- SHORT TASK
Every line below should be copied exactly; drop the pictures.

########

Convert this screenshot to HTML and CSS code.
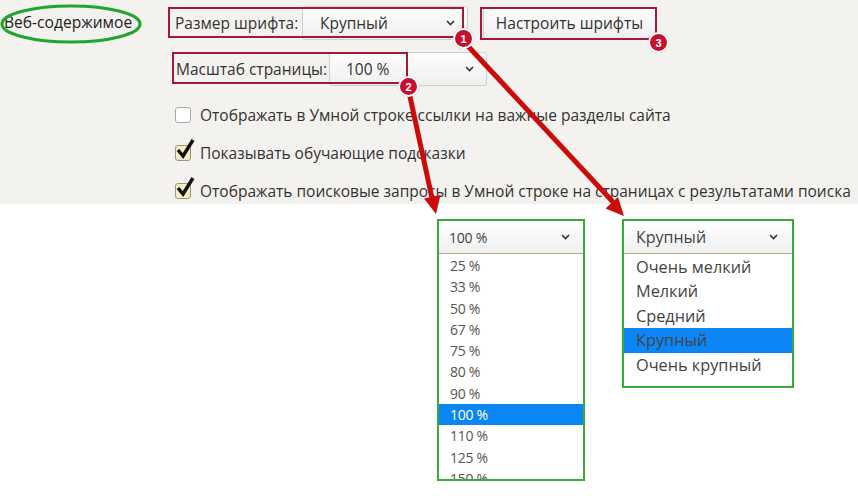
FILE: index.html
```html
<!DOCTYPE html>
<html lang="ru">
<head>
<meta charset="utf-8">
<title>Веб-содержимое</title>
<link rel="stylesheet" href="styles.css">
</head>
<body>
<div class="page">
  <div class="top">
    <div class="section-title">Веб-содержимое</div>
    <div class="settings">
      <div class="row row-font">
        <span class="label label-font">Размер шрифта:</span>
        <div class="select sel-font"><span>Крупный</span><svg class="chev" width="9" height="6" viewBox="0 0 9 6"><path d="M1 1 L4.5 4.5 L8 1" fill="none" stroke="#333" stroke-width="1.6"/></svg></div>
        <div class="btn">Настроить шрифты</div>
      </div>
      <div class="row row-zoom">
        <span class="label label-zoom">Масштаб страницы:</span>
        <div class="select sel-zoom"><span>100 %</span><svg class="chev" width="9" height="6" viewBox="0 0 9 6"><path d="M1 1 L4.5 4.5 L8 1" fill="none" stroke="#333" stroke-width="1.6"/></svg></div>
      </div>
      <div class="checks">
        <div class="check"><span class="box"></span>Отображать в Умной строке ссылки на важные разделы сайта</div>
        <div class="check"><span class="box checked"><svg class="tick" width="20" height="22" viewBox="0 0 20 22"><path d="M3 12 L8 18 L18 2" fill="none" stroke="#111" stroke-width="3.4" stroke-linejoin="miter"/></svg></span>Показывать обучающие подсказки</div>
        <div class="check"><span class="box checked"><svg class="tick" width="20" height="22" viewBox="0 0 20 22"><path d="M3 12 L8 18 L18 2" fill="none" stroke="#111" stroke-width="3.4" stroke-linejoin="miter"/></svg></span>Отображать поисковые запросы в Умной строке на страницах с результатами поиска</div>
      </div>
    </div>
  </div>

  <div class="bottom">
    <div class="dd dd-zoom">
      <div class="dd-head"><span>100 %</span><svg class="chev" width="9" height="6" viewBox="0 0 9 6"><path d="M1 1 L4.5 4.5 L8 1" fill="none" stroke="#333" stroke-width="1.6"/></svg></div>
      <ul class="dd-list">
        <li>25 %</li><li>33 %</li><li>50 %</li><li>67 %</li><li>75 %</li><li>80 %</li><li>90 %</li>
        <li class="sel">100 %</li><li>110 %</li><li>125 %</li><li>150 %</li>
      </ul>
    </div>
    <div class="dd dd-font">
      <div class="dd-head"><span>Крупный</span><svg class="chev" width="9" height="6" viewBox="0 0 9 6"><path d="M1 1 L4.5 4.5 L8 1" fill="none" stroke="#333" stroke-width="1.6"/></svg></div>
      <ul class="dd-list">
        <li>Очень мелкий</li><li>Мелкий</li><li>Средний</li><li class="sel">Крупный</li><li>Очень крупный</li>
      </ul>
    </div>
  </div>

  <div class="mark mark-1"></div>
  <div class="mark mark-2"></div>
  <div class="mark mark-3"></div>

  <svg class="arrows" width="858" height="499" viewBox="0 0 858 499">
    <ellipse cx="71" cy="24" rx="69" ry="18" fill="none" stroke="#22a52a" stroke-width="3.2"/>
    <line x1="466" y1="44" x2="613" y2="202" stroke="#cc0a0a" stroke-width="5"/>
    <polygon points="624,216 605.5,208.5 618,197" fill="#cc0a0a"/>
    <line x1="409" y1="92" x2="432" y2="198" stroke="#cc0a0a" stroke-width="5"/>
    <polygon points="436,214 424,198.5 440.5,195" fill="#cc0a0a"/>
  </svg>

  <div class="badge badge-1">1</div>
  <div class="badge badge-2">2</div>
  <div class="badge badge-3">3</div>
</div>
</body>
</html>
```

FILE: styles.css
```css
* { box-sizing: border-box; }
html, body { margin: 0; padding: 0; background: #ffffff; }
body { font-family: "Open Sans", "Noto Sans", "Liberation Sans", sans-serif; color: #333; }

.page { position: relative; width: 858px; height: 499px; overflow: hidden; background: #fff; }

.top { display: flex; height: 204px; background: #f3f2ef; }

.section-title {
  width: 168px;
  padding: 11px 0 0 4px;
  font-size: 15.6px;
  color: #222;
}

.settings { display: flex; flex-direction: column; }

.row { display: flex; align-items: center; height: 34px; }
.row-font { margin-top: 6px; }
.row-zoom { margin-top: 12px; }

.label { font-size: 15.5px; color: #333; }
.label-font { width: 134px; padding-left: 7px; }
.label-zoom { width: 161px; padding-left: 8px; }

.select {
  display: flex; align-items: center; justify-content: space-between;
  height: 34px;
  border: 1px solid #cfcfcf;
  border-radius: 3px;
  background: linear-gradient(#fdfdfd, #f0f0f0);
  font-size: 15.5px; color: #333;
}
.sel-font { width: 166px; padding: 0 12px 0 17px; }
.sel-zoom { width: 158px; padding: 0 12px 0 16px; }

.btn {
  margin-left: 15px;
  height: 32px; width: 173px;
  display: flex; align-items: center; justify-content: center;
  border: 1px solid #cfcfcf; border-radius: 3px;
  background: linear-gradient(#fdfdfd, #efefef);
  font-size: 15.5px; color: #333;
}

.checks { display: flex; flex-direction: column; margin-top: 10px; }

.check {
  display: flex; align-items: center;
  height: 38px;
  padding-left: 7px;
  font-size: 15.5px; color: #333;
  white-space: nowrap;
}
.box {
  position: relative;
  width: 16px; height: 16px;
  margin-right: 9px;
  border: 1px solid #a9a9a9; border-radius: 3px;
  background: #fff;
  flex: none;
}
.box.checked { background: #f4eec4; border-color: #9a9a7a; }
.tick { position: absolute; left: -1px; top: -8px; }

.bottom {
  display: flex; align-items: flex-start; gap: 37px;
  padding: 15px 0 0 437px;
}

.dd { border: 2px solid #3aaa3a; background: #fff; overflow: hidden; }
.dd-zoom { width: 148px; height: 262px; }
.dd-font { width: 172px; height: 169px; }

.dd-head {
  height: 33px;
  display: flex; align-items: center; justify-content: space-between;
  border-bottom: 1px solid #b9a78c;
  background: linear-gradient(#ffffff, #efefef);
  color: #444;
}
.dd-zoom .dd-head { padding: 0 13px 0 10px; font-size: 14px; letter-spacing: -0.2px; }
.dd-font .dd-head { padding: 0 14px 0 12px; font-size: 16px; }

.dd-list { list-style: none; margin: 0; padding: 0; }
.dd-list li { color: #555; white-space: nowrap; }
.dd-list li.sel { background: #0d86f5; color: #fff; }

.dd-zoom .dd-list { padding-top: 1px; }
.dd-zoom .dd-list li { height: 21.3px; line-height: 21.3px; padding-left: 11px; font-size: 14px; letter-spacing: -0.3px; }

.dd-font .dd-list { padding-top: 1px; }
.dd-font .dd-list li { height: 24.4px; line-height: 24.4px; padding-left: 12px; font-size: 16.3px; color: #444; }

.mark { position: absolute; border: 2px solid #a3193a; }
.mark-1 { left: 168px; top: 7px; width: 296px; height: 31px; }
.mark-2 { left: 172px; top: 52px; width: 236px; height: 32px; }
.mark-3 { left: 480px; top: 7px; width: 177px; height: 33px; }

.arrows { position: absolute; left: 0; top: 0; pointer-events: none; }

.badge {
  position: absolute;
  width: 21px; height: 21px;
  border-radius: 50%;
  background: #c8102e;
  border: 2px solid #fff;
  color: #fff;
  font-family: "Liberation Sans", sans-serif;
  font-weight: bold; font-size: 11px;
  display: flex; align-items: center; justify-content: center;
  box-shadow: 0 0 1px rgba(0,0,0,0.3);
}
.badge-1 { left: 453px; top: 28px; }
.badge-2 { left: 398px; top: 76px; }
.badge-3 { left: 648px; top: 32px; }
```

########

- WORKED ANSWER
Convert this screenshot to HTML and CSS code.
FILE: index.html
```html
<!DOCTYPE html>
<html lang="ru">
<head>
<meta charset="utf-8">
<title>Веб-содержимое</title>
<link rel="stylesheet" href="styles.css">
</head>
<body>
<div class="page">
  <div class="top">
    <div class="section-title">Веб-содержимое</div>
    <div class="settings">
      <div class="row row-font">
        <span class="label label-font">Размер шрифта:</span>
        <div class="select sel-font"><span>Крупный</span><svg class="chev" width="9" height="6" viewBox="0 0 9 6"><path d="M1 1 L4.5 4.5 L8 1" fill="none" stroke="#333" stroke-width="1.6"/></svg></div>
        <div class="btn">Настроить шрифты</div>
      </div>
      <div class="row row-zoom">
        <span class="label label-zoom">Масштаб страницы:</span>
        <div class="select sel-zoom"><span>100 %</span><svg class="chev" width="9" height="6" viewBox="0 0 9 6"><path d="M1 1 L4.5 4.5 L8 1" fill="none" stroke="#333" stroke-width="1.6"/></svg></div>
      </div>
      <div class="checks">
        <div class="check"><span class="box"></span>Отображать в Умной строке ссылки на важные разделы сайта</div>
        <div class="check"><span class="box checked"><svg class="tick" width="20" height="22" viewBox="0 0 20 22"><path d="M3 12 L8 18 L18 2" fill="none" stroke="#111" stroke-width="3.4" stroke-linejoin="miter"/></svg></span>Показывать обучающие подсказки</div>
        <div class="check"><span class="box checked"><svg class="tick" width="20" height="22" viewBox="0 0 20 22"><path d="M3 12 L8 18 L18 2" fill="none" stroke="#111" stroke-width="3.4" stroke-linejoin="miter"/></svg></span>Отображать поисковые запросы в Умной строке на страницах с результатами поиска</div>
      </div>
    </div>
  </div>

  <div class="bottom">
    <div class="dd dd-zoom">
      <div class="dd-head"><span>100 %</span><svg class="chev" width="9" height="6" viewBox="0 0 9 6"><path d="M1 1 L4.5 4.5 L8 1" fill="none" stroke="#333" stroke-width="1.6"/></svg></div>
      <ul class="dd-list">
        <li>25 %</li><li>33 %</li><li>50 %</li><li>67 %</li><li>75 %</li><li>80 %</li><li>90 %</li>
        <li class="sel">100 %</li><li>110 %</li><li>125 %</li><li>150 %</li>
      </ul>
    </div>
    <div class="dd dd-font">
      <div class="dd-head"><span>Крупный</span><svg class="chev" width="9" height="6" viewBox="0 0 9 6"><path d="M1 1 L4.5 4.5 L8 1" fill="none" stroke="#333" stroke-width="1.6"/></svg></div>
      <ul class="dd-list">
        <li>Очень мелкий</li><li>Мелкий</li><li>Средний</li><li class="sel">Крупный</li><li>Очень крупный</li>
      </ul>
    </div>
  </div>

  <div class="mark mark-1"></div>
  <div class="mark mark-2"></div>
  <div class="mark mark-3"></div>

  <svg class="arrows" width="858" height="499" viewBox="0 0 858 499">
    <ellipse cx="71" cy="24" rx="69" ry="18" fill="none" stroke="#22a52a" stroke-width="3.2"/>
    <line x1="466" y1="44" x2="613" y2="202" stroke="#cc0a0a" stroke-width="5"/>
    <polygon points="624,216 605.5,208.5 618,197" fill="#cc0a0a"/>
    <line x1="409" y1="92" x2="432" y2="198" stroke="#cc0a0a" stroke-width="5"/>
    <polygon points="436,214 424,198.5 440.5,195" fill="#cc0a0a"/>
  </svg>

  <div class="badge badge-1">1</div>
  <div class="badge badge-2">2</div>
  <div class="badge badge-3">3</div>
</div>
</body>
</html>
```

FILE: styles.css
```css
* { box-sizing: border-box; }
html, body { margin: 0; padding: 0; background: #ffffff; }
body { font-family: "Open Sans", "Noto Sans", "Liberation Sans", sans-serif; color: #333; }

.page { position: relative; width: 858px; height: 499px; overflow: hidden; background: #fff; }

.top { display: flex; height: 204px; background: #f3f2ef; }

.section-title {
  width: 168px;
  padding: 11px 0 0 4px;
  font-size: 15.6px;
  color: #222;
}

.settings { display: flex; flex-direction: column; }

.row { display: flex; align-items: center; height: 34px; }
.row-font { margin-top: 6px; }
.row-zoom { margin-top: 12px; }

.label { font-size: 15.5px; color: #333; }
.label-font { width: 134px; padding-left: 7px; }
.label-zoom { width: 161px; padding-left: 8px; }

.select {
  display: flex; align-items: center; justify-content: space-between;
  height: 34px;
  border: 1px solid #cfcfcf;
  border-radius: 3px;
  background: linear-gradient(#fdfdfd, #f0f0f0);
  font-size: 15.5px; color: #333;
}
.sel-font { width: 166px; padding: 0 12px 0 17px; }
.sel-zoom { width: 158px; padding: 0 12px 0 16px; }

.btn {
  margin-left: 15px;
  height: 32px; width: 173px;
  display: flex; align-items: center; justify-content: center;
  border: 1px solid #cfcfcf; border-radius: 3px;
  background: linear-gradient(#fdfdfd, #efefef);
  font-size: 15.5px; color: #333;
}

.checks { display: flex; flex-direction: column; margin-top: 10px; }

.check {
  display: flex; align-items: center;
  height: 38px;
  padding-left: 7px;
  font-size: 15.5px; color: #333;
  white-space: nowrap;
}
.box {
  position: relative;
  width: 16px; height: 16px;
  margin-right: 9px;
  border: 1px solid #a9a9a9; border-radius: 3px;
  background: #fff;
  flex: none;
}
.box.checked { background: #f4eec4; border-color: #9a9a7a; }
.tick { position: absolute; left: -1px; top: -8px; }

.bottom {
  display: flex; align-items: flex-start; gap: 37px;
  padding: 15px 0 0 437px;
}

.dd { border: 2px solid #3aaa3a; background: #fff; overflow: hidden; }
.dd-zoom { width: 148px; height: 262px; }
.dd-font { width: 172px; height: 169px; }

.dd-head {
  height: 33px;
  display: flex; align-items: center; justify-content: space-between;
  border-bottom: 1px solid #b9a78c;
  background: linear-gradient(#ffffff, #efefef);
  color: #444;
}
.dd-zoom .dd-head { padding: 0 13px 0 10px; font-size: 14px; letter-spacing: -0.2px; }
.dd-font .dd-head { padding: 0 14px 0 12px; font-size: 16px; }

.dd-list { list-style: none; margin: 0; padding: 0; }
.dd-list li { color: #555; white-space: nowrap; }
.dd-list li.sel { background: #0d86f5; color: #fff; }

.dd-zoom .dd-list { padding-top: 1px; }
.dd-zoom .dd-list li { height: 21.3px; line-height: 21.3px; padding-left: 11px; font-size: 14px; letter-spacing: -0.3px; }

.dd-font .dd-list { padding-top: 1px; }
.dd-font .dd-list li { height: 24.4px; line-height: 24.4px; padding-left: 12px; font-size: 16.3px; color: #444; }

.mark { position: absolute; border: 2px solid #a3193a; }
.mark-1 { left: 168px; top: 7px; width: 296px; height: 31px; }
.mark-2 { left: 172px; top: 52px; width: 236px; height: 32px; }
.mark-3 { left: 480px; top: 7px; width: 177px; height: 33px; }

.arrows { position: absolute; left: 0; top: 0; pointer-events: none; }

.badge {
  position: absolute;
  width: 21px; height: 21px;
  border-radius: 50%;
  background: #c8102e;
  border: 2px solid #fff;
  color: #fff;
  font-family: "Liberation Sans", sans-serif;
  font-weight: bold; font-size: 11px;
  display: flex; align-items: center; justify-content: center;
  box-shadow: 0 0 1px rgba(0,0,0,0.3);
}
.badge-1 { left: 453px; top: 28px; }
.badge-2 { left: 398px; top: 76px; }
.badge-3 { left: 648px; top: 32px; }
```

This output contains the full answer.